Link: IAS special report
European banks want to continue using favourable accounting treatments for derivatives, which hedge deposits repayable on demand. But the IASB has sought to make accounts correlate more with actual current year values.
Critics claim the approach can lead to more volatility in accounts with companies less able to smooth returns to reflect long-term averages. Derivatives are used to cover risk linked to movements in interest rates. Tony Clifford, partner at Ernst & Young, said: ‘The problem behind IASB is that it takes a highly technical purist approach. The banks worry that the results don’t make accountancy sense.’
The insurance sector is also lobbying for changes to IAS39, because they fear it will cause more volatility from year to year.
IASB said the need for IAS39 is driven by the increasingly prevalent use of financial instruments. It claimed that without a standard such as IAS39, the use of derivative contracts for an individual company’s accounts would be unknown to investors.

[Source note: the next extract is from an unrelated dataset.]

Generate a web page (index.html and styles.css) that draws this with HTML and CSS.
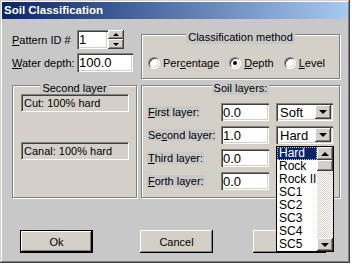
FILE: index.html
```html
<!DOCTYPE html>
<html lang="en">
<head>
  <meta charset="UTF-8" />
  <title>Soil Classification</title>
  <link rel="stylesheet" href="styles.css">
</head>
<body>

  <div class="window">
    <div class="titlebar">Soil Classification</div>

    <div class="content">
      <!-- Pattern / depth and method -->
      <div class="top">
        <div class="fields">
          <div class="field-row">
            <label class="lbl"><u>P</u>attern ID #</label>
            <input class="edit edit-id" value="1" />
            <div class="spin">
              <span class="spin-btn"><i class="tri tri-up"></i></span>
              <span class="spin-btn"><i class="tri tri-down"></i></span>
            </div>
          </div>
          <div class="field-row">
            <label class="lbl"><u>W</u>ater depth:</label>
            <input class="edit edit-depth" value="100.0" />
          </div>
        </div>

        <div class="group group-method">
          <div class="legend">Classification method</div>
          <div class="radios">
            <span class="radio-item"><span class="radio"></span><span>Per<u>c</u>entage</span></span>
            <span class="radio-item"><span class="radio checked"></span><span><u>D</u>epth</span></span>
            <span class="radio-item"><span class="radio"></span><span><u>L</u>evel</span></span>
          </div>
        </div>
      </div>

      <!-- Layers -->
      <div class="mid">
        <div class="group group-second">
          <div class="legend">Second layer</div>
          <div class="static static-cut">Cut: 100% hard</div>
          <div class="static static-canal">Canal: 100% hard</div>
        </div>

        <div class="group group-soil">
          <div class="legend">Soil layers:</div>
          <div class="layers">
            <div class="layer-row">
              <div class="lbl-wrap"><span class="lbl-bg"><u>F</u>irst layer:</span></div>
              <input class="edit edit-layer" value="0.0" />
              <div class="combo"><span class="combo-text">Soft</span><span class="combo-btn"><i class="tri tri-down"></i></span></div>
            </div>
            <div class="layer-row">
              <div class="lbl-wrap"><span class="lbl-bg">Se<u>c</u>ond layer:</span></div>
              <input class="edit edit-layer" value="1.0" />
              <div class="combo">
                <span class="combo-text">Hard</span><span class="combo-btn"><i class="tri tri-down"></i></span>
                <!-- open drop-down list -->
                <div class="dropdown">
                  <div class="items">
                    <div class="item selected">Hard</div>
                    <div class="item">Rock</div>
                    <div class="item">Rock II</div>
                    <div class="item">SC1</div>
                    <div class="item">SC2</div>
                    <div class="item">SC3</div>
                    <div class="item">SC4</div>
                    <div class="item">SC5</div>
                  </div>
                  <div class="scrollbar">
                    <span class="sb-btn"><i class="tri tri-up"></i></span>
                    <span class="sb-thumb"></span>
                    <span class="sb-track"></span>
                    <span class="sb-btn"><i class="tri tri-down"></i></span>
                  </div>
                </div>
              </div>
            </div>
            <div class="layer-row">
              <div class="lbl-wrap"><span class="lbl-bg"><u>T</u>hird layer:</span></div>
              <input class="edit edit-layer" value="0.0" />
            </div>
            <div class="layer-row">
              <div class="lbl-wrap"><span class="lbl-bg"><u>F</u>orth layer:</span></div>
              <input class="edit edit-layer" value="0.0" />
            </div>
          </div>
        </div>
      </div>

      <!-- Buttons (the third one is covered by the open list) -->
      <div class="buttons">
        <button class="btn btn-default">Ok</button>
        <button class="btn btn-cancel">Cancel</button>
        <button class="btn btn-help"></button>
      </div>
    </div>
  </div>

</body>
</html>
```

FILE: styles.css
```css
* {
  box-sizing: border-box;
}

body {
  margin: 0;
  background: #fff;
  font-family: "Liberation Sans", Arial, sans-serif;
  font-size: 11px;
  color: #000;
}

u {
  text-decoration-thickness: 1px;
  text-underline-offset: 1px;
}

.window {
  width: 350px;
  height: 263px;
  padding: 2px;
  background: #c8c8c8;
  box-shadow: inset -1px -1px #404040, inset 1px 1px #d4d0c8,
              inset -2px -2px #808080, inset 2px 2px #fff;
}

.titlebar {
  height: 17px;
  line-height: 17px;
  padding-left: 2px;
  background: linear-gradient(to right, #0a246a, #a6caf0);
  color: #fff;
  font-weight: bold;
  font-size: 11.5px;
}

.content {
  padding-left: 10px;
}

/* sunken edit box */
.edit {
  height: 19px;
  padding: 0 2px;
  border: none;
  background: #fff;
  font-family: "Liberation Sans", Arial, sans-serif;
  font-size: 13px;
  color: #000;
  box-shadow: inset 1px 1px #808080, inset 2px 2px #404040,
              inset -1px -1px #fff, inset -2px -2px #d4d0c8;
  outline: none;
}

/* top part */
.top {
  display: flex;
  margin-top: 11px;
}

.fields {
  width: 129px;
}

.field-row {
  display: flex;
  align-items: center;
  height: 19px;
}

.field-row + .field-row {
  margin-top: 4px;
}

.lbl {
  width: 65px;
}

.edit-id {
  width: 31px;
}

.edit-depth {
  width: 56px;
}

.spin {
  display: flex;
  flex-direction: column;
  width: 16px;
  height: 19px;
}

.spin-btn {
  display: flex;
  align-items: center;
  justify-content: center;
  height: 9px;
  background: #d4d0c8;
  box-shadow: inset -1px -1px #404040, inset 1px 1px #fff, inset -2px -2px #808080;
}

.spin-btn + .spin-btn {
  height: 10px;
}

.tri {
  display: block;
  width: 0;
  height: 0;
  border-left: 3px solid transparent;
  border-right: 3px solid transparent;
}

.tri-up {
  border-bottom: 3px solid #000;
}

.tri-down {
  border-top: 3px solid #000;
}

/* etched group box */
.group {
  background: #d4d0c8;
  border: 1px solid #808080;
  box-shadow: inset 1px 1px #fff, 1px 1px #fff;
}

.legend {
  width: fit-content;
  margin: -4px auto 0;
  padding: 0 2px;
  line-height: 13px;
  background: #c8c8c8;
}

.group-method {
  width: 199px;
  height: 45px;
  margin-top: 4px;
}

.radios {
  display: flex;
  align-items: center;
  gap: 10px;
  margin-top: 12px;
  padding-left: 6px;
}

.radio-item {
  display: flex;
  align-items: center;
  gap: 3px;
  height: 13px;
}

.radio {
  position: relative;
  width: 12px;
  height: 12px;
  border-radius: 50%;
  background: #fff;
  border: 1px solid;
  border-color: #808080 #fff #fff #808080;
  box-shadow: inset 1px 1px #404040, inset -1px -1px #d4d0c8;
}

.radio.checked::after {
  content: "";
  position: absolute;
  left: 3px;
  top: 3px;
  width: 4px;
  height: 4px;
  border-radius: 50%;
  background: #000;
}

/* middle part */
.mid {
  display: flex;
  margin-top: 6px;
}

.group-second {
  width: 125px;
  height: 113px;
  margin-right: 4px;
}

.group-soil {
  width: 199px;
  height: 113px;
}

.static {
  width: 108px;
  height: 18px;
  line-height: 16px;
  margin-left: 8px;
  padding-left: 2px;
  border: 1px solid;
  border-color: #808080 #fff #fff #808080;
  box-shadow: inset 1px 1px #404040;
}

.static-cut {
  margin-top: -1px;
}

.static-canal {
  margin-top: 30px;
}

.layers {
  margin-top: 8px;
  padding-left: 5px;
}

.layer-row {
  display: flex;
  align-items: center;
  height: 18px;
  margin-bottom: 5px;
}

.lbl-wrap {
  width: 74px;
}

.lbl-bg {
  background: #c8c8c8;
  padding: 0 1px;
  line-height: 12px;
  display: inline-block;
}

.edit-layer {
  width: 48px;
  height: 18px;
}

.combo {
  position: relative;
  display: flex;
  align-items: center;
  width: 57px;
  height: 18px;
  margin-left: 7px;
  background: #fff;
  font-size: 13px;
  box-shadow: inset 1px 1px #808080, inset 2px 2px #404040,
              inset -1px -1px #fff, inset -2px -2px #d4d0c8;
}

.combo-text {
  flex: 1;
  padding-left: 4px;
}

.combo-btn {
  display: flex;
  align-items: center;
  justify-content: center;
  width: 16px;
  height: 14px;
  margin-right: 2px;
  background: #d4d0c8;
  box-shadow: inset -1px -1px #404040, inset 1px 1px #fff, inset -2px -2px #808080;
}

.combo-btn .tri {
  border-left-width: 4px;
  border-right-width: 4px;
  border-top-width: 4px;
}

/* open list */
.dropdown {
  position: absolute;
  left: 0;
  top: 20px;
  z-index: 2;
  display: flex;
  width: 58px;
  height: 106px;
  border: 1px solid #000;
  background: #fff;
}

.items {
  width: 40px;
  overflow: hidden;
}

.item {
  height: 13px;
  line-height: 13px;
  padding-left: 2px;
  font-size: 12px;
  white-space: nowrap;
}

.item.selected {
  background: #0a246a;
  color: #fff;
  outline: 1px dotted #c8c8c8;
  outline-offset: -1px;
}

.scrollbar {
  display: flex;
  flex-direction: column;
  width: 16px;
}

.sb-btn {
  display: flex;
  align-items: center;
  justify-content: center;
  height: 13px;
  background: #d4d0c8;
  box-shadow: inset -1px -1px #404040, inset 1px 1px #fff, inset -2px -2px #808080;
}

.sb-btn .tri {
  border-left-width: 4px;
  border-right-width: 4px;
}

.sb-btn .tri-up {
  border-bottom-width: 4px;
}

.sb-btn .tri-down {
  border-top-width: 4px;
}

.sb-thumb {
  height: 11px;
  background: #d4d0c8;
  box-shadow: inset -1px -1px #404040, inset 1px 1px #fff, inset -2px -2px #808080;
}

.sb-track {
  flex: 1;
  background: repeating-conic-gradient(#fff 0 25%, #d4d0c8 0 50%) 0 0 / 2px 2px;
}

/* buttons */
.buttons {
  display: flex;
  margin-top: 32px;
  padding-left: 8px;
}

.btn {
  width: 73px;
  height: 23px;
  padding: 0;
  border: none;
  background: #d4d0c8;
  font-family: "Liberation Sans", Arial, sans-serif;
  font-size: 11px;
  color: #000;
  box-shadow: inset -1px -1px #000, inset 1px 1px #fff, inset -2px -2px #808080;
}

.btn-default {
  border: 1px solid #000;
}

.btn-cancel {
  margin-left: 47px;
}

.btn-help {
  margin-left: 40px;
}
```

The US accounting regulator has warned that if Europe does not adopt the derivative rules, transatlantic convergence could be threatened. But a source close to the European Commission said the IASB’s latest concessions on the issue were still ‘unworkable’.
Clifford added that financial institutions’ key concerns remained. ‘The changes are modest and unlikely to meet their aim of developing an approach that is both workable in practice and requires financial institutions to make no major system changes.’